■ WHAT YOU ARE ASKED TO DO
Could you copy exactly the lines from the start of the records through the one containing "type Row = string[];", both included, and leave out the pictures?

■ SUPPLIED DATA
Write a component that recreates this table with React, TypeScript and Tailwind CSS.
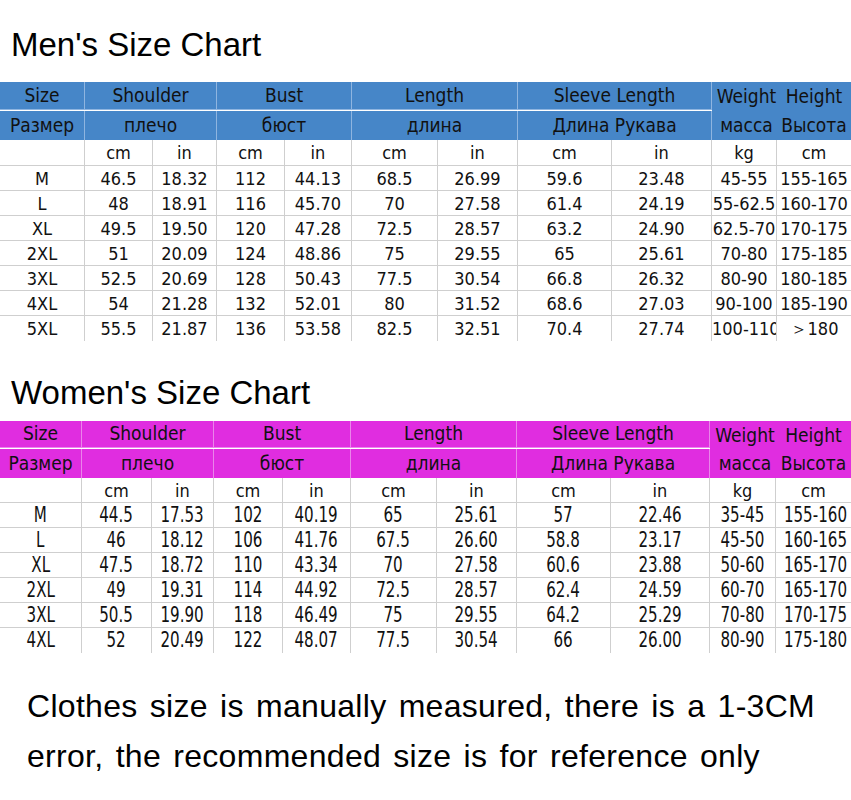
import React from "react";

type Row = string[];

const men: Row[] = [
  ["M", "46.5", "18.32", "112", "44.13", "68.5", "26.99", "59.6", "23.48", "45-55", "155-165"],
  ["L", "48", "18.91", "116", "45.70", "70", "27.58", "61.4", "24.19", "55-62.5", "160-170"],
  ["XL", "49.5", "19.50", "120", "47.28", "72.5", "28.57", "63.2", "24.90", "62.5-70", "170-175"],
  ["2XL", "51", "20.09", "124", "48.86", "75", "29.55", "65", "25.61", "70-80", "175-185"],
  ["3XL", "52.5", "20.69", "128", "50.43", "77.5", "30.54", "66.8", "26.32", "80-90", "180-185"],
  ["4XL", "54", "21.28", "132", "52.01", "80", "31.52", "68.6", "27.03", "90-100", "185-190"],
  ["5XL", "55.5", "21.87", "136", "53.58", "82.5", "32.51", "70.4", "27.74", "100-110", "＞180"],
];

const women: Row[] = [
  ["M", "44.5", "17.53", "102", "40.19", "65", "25.61", "57", "22.46", "35-45", "155-160"],
  ["L", "46", "18.12", "106", "41.76", "67.5", "26.60", "58.8", "23.17", "45-50", "160-165"],
  ["XL", "47.5", "18.72", "110", "43.34", "70", "27.58", "60.6", "23.88", "50-60", "165-170"],
  ["2XL", "49", "19.31", "114", "44.92", "72.5", "28.57", "62.4", "24.59", "60-70", "165-170"],
  ["3XL", "50.5", "19.90", "118", "46.49", "75", "29.55", "64.2", "25.29", "70-80", "170-175"],
  ["4XL", "52", "20.49", "122", "48.07", "77.5", "30.54", "66", "26.00", "80-90", "175-180"],
];

const units = ["", "cm", "in", "cm", "in", "cm", "in", "cm", "in", "kg", "cm"];

type TableProps = {
  data: Row[];
  cols: string;
  head: string;
  line: string;
  rowA: string;
  rowB: string;
  rowC: string;
  narrow?: boolean;
};

const SizeTable = ({ data, cols, head, line, rowA, rowB, rowC, narrow }: TableProps) => {
  const groups = ["Shoulder", "Bust", "Length", "Sleeve Length"];
  const ru = ["плечо", "бюст", "длина", "Длина Рукава"];
  return (
    <div className={`grid ${cols} text-[#111] font-[family-name:'DejaVu_Sans_Condensed','DejaVu_Sans',sans-serif]`}>
      {/* header row 1 */}
      <div className={`${head} ${rowA} border-r border-b ${line} flex items-center justify-center text-[19px]`}>Size</div>
      {groups.map((g) => (
        <div key={g} className={`${head} ${rowA} col-span-2 border-r border-b ${line} flex items-center justify-center text-[19px]`}>
          {g}
        </div>
      ))}
      <div className={`${head} col-span-2 row-span-2 grid grid-cols-subgrid grid-rows-subgrid text-[19px]`}>
        <div className="flex items-center justify-center pl-1">Weight</div>
        <div className="flex items-center justify-center">Height</div>
        <div className="flex items-center justify-center pl-1">масса</div>
        <div className="flex items-center justify-center">Высота</div>
      </div>
      {/* header row 2 */}
      <div className={`${head} ${rowB} border-r ${line} flex items-center justify-center text-[19px]`}>Размер</div>
      {ru.map((g) => (
        <div key={g} className={`${head} ${rowB} col-span-2 border-r ${line} flex items-center justify-center text-[19px]`}>
          {g}
        </div>
      ))}
      {/* units row */}
      {units.map((u, i) => (
        <div
          key={"u" + i}
          className={`${rowC} bg-white border-b border-[#cfcfcf] ${i < 10 ? "border-r" : ""} flex items-center justify-center text-[18px]`}
        >
          {u}
        </div>
      ))}
      {/* data rows */}
      {data.map((r, ri) =>
        r.map((v, i) => (
          <div
            key={ri + "-" + i}
            className={`h-[25px] bg-white border-[#cfcfcf] ${i < 10 ? "border-r" : ""} ${ri < data.length - 1 ? "border-b" : ""} overflow-hidden whitespace-nowrap text-center leading-[25px] ${narrow ? "text-[21px]" : "text-[18px]"}`}
          >
            {narrow ? <span className="inline-block scale-x-[0.8] leading-[25px]">{v}</span> : v}
          </div>
        ))
      )}
    </div>
  );
};

const Title = ({ children }: { children: React.ReactNode }) => (
  <h2 className="pl-[11px] text-[33px] leading-[33px] text-black font-[family-name:'Liberation_Sans',Arial,sans-serif]">
    {children}
  </h2>
);

export default function App() {
  return (
    <div className="w-[851px] h-[800px] bg-white overflow-hidden">
      <div className="pt-[28px] pb-[21px]">
        <Title>Men's Size Chart</Title>
      </div>
      <SizeTable
        data={men}
        cols="grid-cols-[85px_68px_64px_68px_67px_86px_80px_94px_100px_65px_74px]"
        head="bg-[#4686c8]"
        line="border-[#8fb5e0]"
        rowA="h-[28px]"
        rowB="h-[29px]"
        rowC="h-[26px]"
      />
      <div className="pt-[35px] pb-[12px]">
        <Title>Women's Size Chart</Title>
      </div>
      <SizeTable
        data={women}
        cols="grid-cols-[82px_70px_62px_69px_68px_86px_80px_94px_99px_66px_75px]"
        head="bg-[#e02de0]"
        line="border-[#ea84ea]"
        rowA="h-[27px]"
        rowB="h-[29px]"
        rowC="h-[25px]"
        narrow
      />
      <div className="pt-[28px] pl-[27px] text-[32px] leading-[50px] tracking-[0.3px] [word-spacing:3px] text-black font-[family-name:'Liberation_Sans',Arial,sans-serif]">
        <p>Clothes size is manually measured, there is a 1-3CM</p>
        <p>error, the recommended size is for reference only</p>
      </div>
    </div>
  );
}
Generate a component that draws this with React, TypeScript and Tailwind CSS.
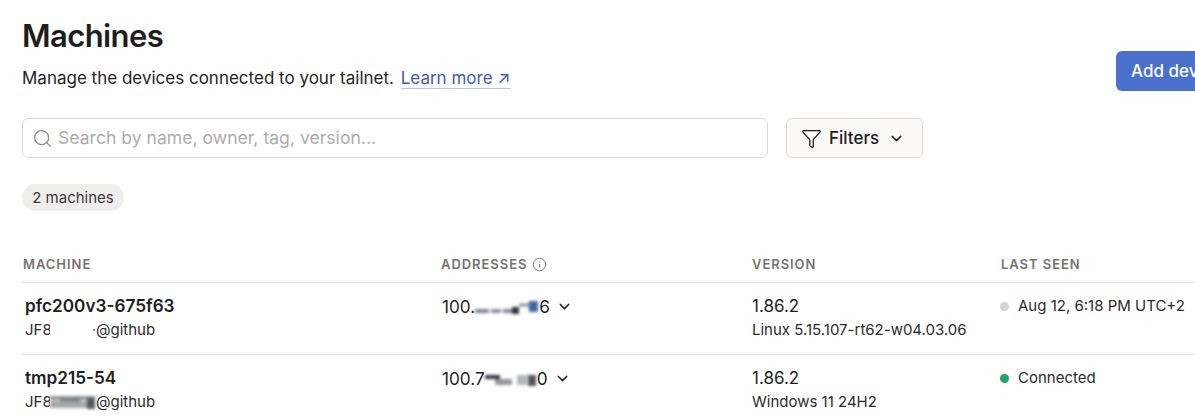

■ TASK SOLUTION
Write a component that recreates this table with React, TypeScript and Tailwind CSS.
import React from "react";

type Row = string[];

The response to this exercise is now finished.